TL;DR – do you and your partner go through each others phones

8 comments
  1. Immediately we both have two phones ( 1 for work) so it’s rare we’d look in each others phones for whatever reason. Maybe when driving and controlling Spotify but that’s it, there may have been once or twice where I’m on deliveroo and he’ll take it to look at the menu or vice versa but that’s about it

  2. We know each others passcodes but never just go into each others phones. There are times (Spotify and directions) when driving that we do but other than that no

  3. There’s two questions here. Could we use each others phones for a specific purpose? Yeah, doesn’t usually happen but we could and it’d be no issue. Do we ever go down through each others phones? No

  4. I’m gonna give a long winded answer only because this particular issue was one of the main reasons why my marriage failed and trust was betrayed.

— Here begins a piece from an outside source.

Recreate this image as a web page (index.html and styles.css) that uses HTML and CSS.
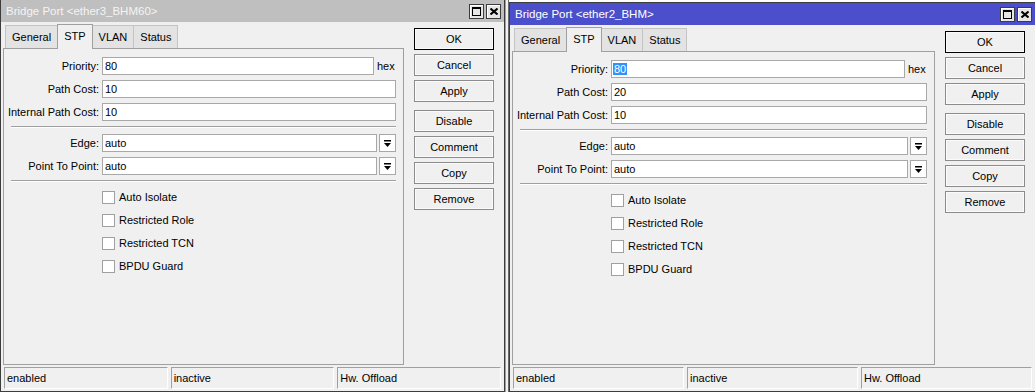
FILE: index.html
```html
<!DOCTYPE html>
<html lang="en">
<head>
    <meta charset="UTF-8">
    <title>Bridge Port</title>
    <link rel="stylesheet" href="styles.css">
</head>
<body>
    <div class="desktop">
        <!-- inactive window -->
        <div class="window win-left">
            <div class="titlebar">
                <span class="title">Bridge Port &lt;ether3_BHM60&gt;</span>
                <div class="title-buttons">
                    <span class="tbtn"><svg width="9" height="9" viewBox="0 0 9 9"><rect x="0.5" y="0.5" width="8" height="8" fill="none" stroke="#000"/><rect x="0" y="0" width="9" height="2"/></svg></span>
                    <span class="tbtn"><svg width="8" height="7" viewBox="0 0 8 7"><path d="M0.5 0.5 L7.5 6.5 M7.5 0.5 L0.5 6.5" stroke="#000" stroke-width="2"/></svg></span>
                </div>
            </div>
            <div class="win-body">
                <div class="main">
                    <div class="tabs">
                        <div class="tab">General</div>
                        <div class="tab active">STP</div>
                        <div class="tab">VLAN</div>
                        <div class="tab">Status</div>
                    </div>
                    <div class="panel">
                        <div class="row"><span class="label">Priority:</span><div class="input">80</div><span class="unit">hex</span></div>
                        <div class="row"><span class="label">Path Cost:</span><div class="input">10</div></div>
                        <div class="row"><span class="label">Internal Path Cost:</span><div class="input">10</div></div>
                        <div class="sep"></div>
                        <div class="row"><span class="label">Edge:</span><div class="input">auto</div><span class="dd"><svg width="7" height="7" viewBox="0 0 7 7"><rect x="0" y="0" width="7" height="1.5"/><polygon points="0,3 7,3 3.5,7"/></svg></span></div>
                        <div class="row"><span class="label">Point To Point:</span><div class="input">auto</div><span class="dd"><svg width="7" height="7" viewBox="0 0 7 7"><rect x="0" y="0" width="7" height="1.5"/><polygon points="0,3 7,3 3.5,7"/></svg></span></div>
                        <div class="sep"></div>
                        <div class="check"><span class="box"></span>Auto Isolate</div>
                        <div class="check"><span class="box"></span>Restricted Role</div>
                        <div class="check"><span class="box"></span>Restricted TCN</div>
                        <div class="check"><span class="box"></span>BPDU Guard</div>
                    </div>
                </div>
                <div class="buttons">
                    <div class="btn btn-default">OK</div>
                    <div class="btn">Cancel</div>
                    <div class="btn">Apply</div>
                    <div class="btn btn-group">Disable</div>
                    <div class="btn">Comment</div>
                    <div class="btn">Copy</div>
                    <div class="btn">Remove</div>
                </div>
            </div>
            <div class="statusbar">
                <div class="cell">enabled</div>
                <div class="cell">inactive</div>
                <div class="cell">Hw. Offload</div>
            </div>
        </div>

        <div class="behind"></div>

        <!-- active window -->
        <div class="window win-right">
            <div class="titlebar">
                <span class="title">Bridge Port &lt;ether2_BHM&gt;</span>
                <div class="title-buttons">
                    <span class="tbtn"><svg width="9" height="9" viewBox="0 0 9 9"><rect x="0.5" y="0.5" width="8" height="8" fill="none" stroke="#000"/><rect x="0" y="0" width="9" height="2"/></svg></span>
                    <span class="tbtn"><svg width="8" height="7" viewBox="0 0 8 7"><path d="M0.5 0.5 L7.5 6.5 M7.5 0.5 L0.5 6.5" stroke="#000" stroke-width="2"/></svg></span>
                </div>
            </div>
            <div class="win-body">
                <div class="main">
                    <div class="tabs">
                        <div class="tab">General</div>
                        <div class="tab active">STP</div>
                        <div class="tab">VLAN</div>
                        <div class="tab">Status</div>
                    </div>
                    <div class="panel">
                        <div class="row"><span class="label">Priority:</span><div class="input"><span class="selected">80</span></div><span class="unit">hex</span></div>
                        <div class="row"><span class="label">Path Cost:</span><div class="input">20</div></div>
                        <div class="row"><span class="label">Internal Path Cost:</span><div class="input">10</div></div>
                        <div class="sep"></div>
                        <div class="row"><span class="label">Edge:</span><div class="input">auto</div><span class="dd"><svg width="7" height="7" viewBox="0 0 7 7"><rect x="0" y="0" width="7" height="1.5"/><polygon points="0,3 7,3 3.5,7"/></svg></span></div>
                        <div class="row"><span class="label">Point To Point:</span><div class="input">auto</div><span class="dd"><svg width="7" height="7" viewBox="0 0 7 7"><rect x="0" y="0" width="7" height="1.5"/><polygon points="0,3 7,3 3.5,7"/></svg></span></div>
                        <div class="sep"></div>
                        <div class="check"><span class="box"></span>Auto Isolate</div>
                        <div class="check"><span class="box"></span>Restricted Role</div>
                        <div class="check"><span class="box"></span>Restricted TCN</div>
                        <div class="check"><span class="box"></span>BPDU Guard</div>
                    </div>
                </div>
                <div class="buttons">
                    <div class="btn btn-default">OK</div>
                    <div class="btn">Cancel</div>
                    <div class="btn">Apply</div>
                    <div class="btn btn-group">Disable</div>
                    <div class="btn">Comment</div>
                    <div class="btn">Copy</div>
                    <div class="btn">Remove</div>
                </div>
            </div>
            <div class="statusbar">
                <div class="cell">enabled</div>
                <div class="cell">inactive</div>
                <div class="cell">Hw. Offload</div>
            </div>
        </div>
    </div>
</body>
</html>
```

FILE: styles.css
```css
* { margin: 0; padding: 0; box-sizing: border-box; }
body { font-family: "Liberation Sans", Arial, sans-serif; font-size: 11px; color: #000; background: #fff; overflow: hidden; }
.desktop { display: flex; width: 1035px; height: 392px; overflow: hidden; }

.window { display: flex; flex-direction: column; flex: none; background: #f0f0f0; border: 1px solid #3c3c3c; padding-bottom: 2px; }
.win-left { width: 505px; height: 393px; margin-top: -1px; }
.win-right { width: 527px; height: 390px; margin-top: 2px; }
.behind { width: 4px; flex: none; background: #f0f0f0; border-left: 1px solid #a0a0a0; border-right: 1px solid #6a6a6a; }

.titlebar { height: 22px; flex: none; display: flex; align-items: center; justify-content: space-between; padding: 0 3px 0 5px; background: #bfbfbf; color: #f4f4f4; font-size: 11.5px; }
.win-right .titlebar { background: #4b4fcb; color: #fff; }
.title-buttons { display: flex; gap: 2px; }
.tbtn { width: 15px; height: 15px; display: flex; align-items: center; justify-content: center; background: #e6e6e6; border: 1px solid #3c3c3c; box-shadow: inset 1px 1px 0 #fff; }

.win-body { flex: 1; display: flex; padding: 2px 2px 0; min-height: 0; }
.main { flex: 1; display: flex; flex-direction: column; min-width: 0; }

.tabs { display: flex; align-items: flex-end; height: 24px; padding-left: 2px; }
.tab { height: 23px; padding: 0 6px; display: flex; align-items: center; background: #e3e3e3; border: 1px solid #c4c4c4; border-bottom: none; margin-right: -1px; }
.tab.active { height: 25px; margin-bottom: -1px; background: #f0f0f0; border-color: #a0a0a0; position: relative; z-index: 1; padding-bottom: 2px; }

.panel { flex: 1; border: 1px solid #a0a0a0; padding: 8px 7px 0 0; }
.row { display: flex; align-items: center; height: 18px; margin-bottom: 5px; }
.label { width: 95px; margin-right: 3px; text-align: right; white-space: nowrap; }
.input { flex: 1; height: 18px; line-height: 16px; padding-left: 2px; background: #fff; border: 1px solid #a8a8a8; white-space: nowrap; }
.selected { background: #3390ff; color: #fff; padding: 0 1px; margin-left: -1px; }
.unit { width: 22px; padding-left: 3px; }
.dd { width: 17px; height: 18px; margin-left: 2px; display: flex; align-items: center; justify-content: center; background: #fff; border: 1px solid #a8a8a8; }

.sep { height: 2px; border-top: 1px solid #a0a0a0; border-bottom: 1px solid #fff; margin: 1px 0 6px 7px; }
.check { display: flex; align-items: center; height: 18px; margin-bottom: 5px; padding-left: 98px; }
.box { width: 13px; height: 13px; margin-right: 4px; background: #fff; border: 1px solid #a0a0a0; }

.buttons { width: 80px; flex: none; margin: 4px 8px 0 10px; display: flex; flex-direction: column; gap: 4px; }
.btn { height: 22px; display: flex; align-items: center; justify-content: center; background: #f0f0f0; border: 1px solid #8c8c8c; box-shadow: inset 0 0 0 1px #fbfbfb; }
.btn-default { border-color: #000; }
.btn-group { margin-top: 4px; }

.statusbar { height: 22px; flex: none; display: flex; gap: 3px; margin: 2px 3px 0; }
.cell { flex: 1; display: flex; align-items: center; padding-left: 2px; border: 1px solid #a0a0a0; border-right-color: #fff; border-bottom-color: #fff; }
```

    Me and my ex used to use each others phones for random things “see who texted me, answer the call for me, read this cool article” etc. never an issue.

    It ONLY became an issue when private conversations I had with my friends and my sister were used against me. For example, if we had an argument I’d vent to my best friend or my sister or my mom, and when he started using those conversations as starting points for arguments such as “our personal problems are only between us” or “you don’t need to vent you need to talk to me” or “you make me look so bad”, that’s when phone issues arose.

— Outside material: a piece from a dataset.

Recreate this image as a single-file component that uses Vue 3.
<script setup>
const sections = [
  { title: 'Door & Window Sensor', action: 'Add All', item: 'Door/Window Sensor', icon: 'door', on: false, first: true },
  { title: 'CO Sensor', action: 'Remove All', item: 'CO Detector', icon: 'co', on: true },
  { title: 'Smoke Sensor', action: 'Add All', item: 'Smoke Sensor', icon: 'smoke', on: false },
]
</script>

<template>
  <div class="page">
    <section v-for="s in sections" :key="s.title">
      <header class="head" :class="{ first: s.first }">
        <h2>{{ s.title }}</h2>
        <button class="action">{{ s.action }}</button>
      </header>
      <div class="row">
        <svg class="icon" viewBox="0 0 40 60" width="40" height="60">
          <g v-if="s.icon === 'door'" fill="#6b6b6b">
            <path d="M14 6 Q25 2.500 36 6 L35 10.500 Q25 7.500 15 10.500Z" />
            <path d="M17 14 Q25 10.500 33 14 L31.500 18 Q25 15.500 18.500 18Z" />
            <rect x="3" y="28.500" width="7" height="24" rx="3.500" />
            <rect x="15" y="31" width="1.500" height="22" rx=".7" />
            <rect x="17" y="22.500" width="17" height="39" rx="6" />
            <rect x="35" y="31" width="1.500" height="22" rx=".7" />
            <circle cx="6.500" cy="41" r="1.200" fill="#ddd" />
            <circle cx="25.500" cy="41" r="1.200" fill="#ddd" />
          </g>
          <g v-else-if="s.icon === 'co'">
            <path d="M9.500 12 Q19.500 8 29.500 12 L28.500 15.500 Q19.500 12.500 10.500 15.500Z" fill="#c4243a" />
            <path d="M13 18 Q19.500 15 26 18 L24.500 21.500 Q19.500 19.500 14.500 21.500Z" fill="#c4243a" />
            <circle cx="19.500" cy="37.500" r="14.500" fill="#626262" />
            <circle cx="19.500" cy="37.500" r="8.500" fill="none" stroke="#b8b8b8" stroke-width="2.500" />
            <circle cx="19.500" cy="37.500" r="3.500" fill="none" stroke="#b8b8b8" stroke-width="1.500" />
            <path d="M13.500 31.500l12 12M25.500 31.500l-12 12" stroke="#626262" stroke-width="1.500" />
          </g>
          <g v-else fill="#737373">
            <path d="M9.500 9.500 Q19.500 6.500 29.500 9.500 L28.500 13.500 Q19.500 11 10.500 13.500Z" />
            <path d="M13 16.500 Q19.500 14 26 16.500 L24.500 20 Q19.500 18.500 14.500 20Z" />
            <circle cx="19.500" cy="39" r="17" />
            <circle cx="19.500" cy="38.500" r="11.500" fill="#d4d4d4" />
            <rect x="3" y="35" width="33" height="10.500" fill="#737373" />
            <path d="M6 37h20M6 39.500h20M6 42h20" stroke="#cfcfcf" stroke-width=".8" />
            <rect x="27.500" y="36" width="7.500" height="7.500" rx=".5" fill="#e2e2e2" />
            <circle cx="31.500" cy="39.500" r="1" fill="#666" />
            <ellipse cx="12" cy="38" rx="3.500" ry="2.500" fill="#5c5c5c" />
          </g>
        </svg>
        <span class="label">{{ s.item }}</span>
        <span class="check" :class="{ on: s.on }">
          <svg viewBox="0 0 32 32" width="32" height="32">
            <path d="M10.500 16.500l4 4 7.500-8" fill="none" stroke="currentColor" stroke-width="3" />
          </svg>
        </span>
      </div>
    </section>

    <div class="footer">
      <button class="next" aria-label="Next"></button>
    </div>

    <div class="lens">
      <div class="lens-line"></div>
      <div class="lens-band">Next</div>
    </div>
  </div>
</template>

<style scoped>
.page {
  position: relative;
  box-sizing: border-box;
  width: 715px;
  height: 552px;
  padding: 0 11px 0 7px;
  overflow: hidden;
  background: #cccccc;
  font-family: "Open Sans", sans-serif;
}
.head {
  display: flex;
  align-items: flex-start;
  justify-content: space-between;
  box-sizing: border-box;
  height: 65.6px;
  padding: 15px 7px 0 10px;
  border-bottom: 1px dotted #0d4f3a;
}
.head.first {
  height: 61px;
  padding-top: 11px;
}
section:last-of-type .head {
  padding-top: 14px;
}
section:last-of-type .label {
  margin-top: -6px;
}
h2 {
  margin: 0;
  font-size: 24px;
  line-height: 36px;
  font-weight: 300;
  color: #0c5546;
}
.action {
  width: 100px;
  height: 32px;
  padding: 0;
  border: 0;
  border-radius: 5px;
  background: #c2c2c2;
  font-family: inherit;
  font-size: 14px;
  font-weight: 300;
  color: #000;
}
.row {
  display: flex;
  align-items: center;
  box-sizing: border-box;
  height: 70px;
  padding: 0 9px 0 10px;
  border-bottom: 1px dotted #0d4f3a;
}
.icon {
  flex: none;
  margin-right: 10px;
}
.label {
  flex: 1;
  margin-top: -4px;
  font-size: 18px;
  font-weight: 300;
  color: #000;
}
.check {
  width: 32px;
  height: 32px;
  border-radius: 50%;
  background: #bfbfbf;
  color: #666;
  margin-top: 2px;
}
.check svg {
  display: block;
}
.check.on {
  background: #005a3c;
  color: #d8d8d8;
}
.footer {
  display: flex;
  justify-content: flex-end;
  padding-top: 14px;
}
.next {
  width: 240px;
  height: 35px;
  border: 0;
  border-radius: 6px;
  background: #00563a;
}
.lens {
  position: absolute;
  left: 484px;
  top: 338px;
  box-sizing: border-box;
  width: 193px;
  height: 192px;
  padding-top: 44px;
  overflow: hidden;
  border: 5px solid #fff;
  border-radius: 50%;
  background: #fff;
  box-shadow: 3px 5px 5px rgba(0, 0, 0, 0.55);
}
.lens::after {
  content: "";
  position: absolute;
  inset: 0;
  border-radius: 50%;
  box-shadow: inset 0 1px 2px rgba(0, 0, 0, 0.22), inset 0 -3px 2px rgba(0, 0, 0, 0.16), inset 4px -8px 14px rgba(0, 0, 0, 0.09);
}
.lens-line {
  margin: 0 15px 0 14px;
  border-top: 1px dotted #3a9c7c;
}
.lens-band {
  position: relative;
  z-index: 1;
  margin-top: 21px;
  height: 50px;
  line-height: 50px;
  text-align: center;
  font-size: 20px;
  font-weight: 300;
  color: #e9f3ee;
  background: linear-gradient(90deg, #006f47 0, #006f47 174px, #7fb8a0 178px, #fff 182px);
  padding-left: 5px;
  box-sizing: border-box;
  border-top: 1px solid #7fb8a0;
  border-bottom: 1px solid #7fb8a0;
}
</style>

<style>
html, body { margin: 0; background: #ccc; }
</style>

    Because then his requests to use my phone for something also came with the concern he would try to find something to start an argument with. So I started saying no. Me starting to say no meant to him that I had something to hide.

    He assumed I had something to hide, I assumed his reasons for wanting my phone were nefarious, so we got caught in a loop.

    Ultimately, if your SO allows you to use their phone for whatever reason it’s because they trust you, don’t betray that trust and then get upset when they no longer feel comfortable with allowing you access to their personal conversations.

  5. It depends on how developed the relationship is and the boundaries we’ve established.

    My stance with my ex-wife was that I was entitled to privacy but not secrecy. She had my password and unrestricted access to my phone. I was not bothered by the idea of her going through it. She might not have been thrilled with everything she found, but none of it was stuff I thought needed to be hidden. And, had she found anything she disliked, I would have been cool with talking about it.

    But it took years to get there. I wouldn’t give my password to someone I’ve dated for a month. The trust just isn’t there yet. Not because I feel I need to hide things; it’s because our lives aren’t so intertwined that our phones are interchangeable.

    Now, if you are asking whether it’s cool to proactively go through each other’s phones looking for wrongdoing: break up or practice being trusting. Relationships are built on trust. If you cannot trust them not to hurt you, then you should break up. Going through your SO’s stuff will only reinforce a habit of distrust; it never leads to a feeling of genuine trust and intimacy.

  6. We don’t “go through” each other’s phones, but we have full access to them. Passwords and fingerprints. No problem using each other’s phones or reading each other’s messages to catch up on conversations with friends and family.

  7. In my eyes, saying “no touchy” is kinda sus. I have no problem with my s/o’s holding my phone because I don’t lie or cheat. But that said if someone doesn’t trust me and wants to go through my phone I would let them, is so they learn how important trust is after I immediately break up with them after the find out it’s full of memes and pics of my pet 😂. Been down that road before, it reeks of insecurity and toxicity. Either u trust me or you don’t and we’re thru. The only time I can think of id be okay with it is if there was some extraordinary circumstance where I can see a valid reason that any rational person would be concerned.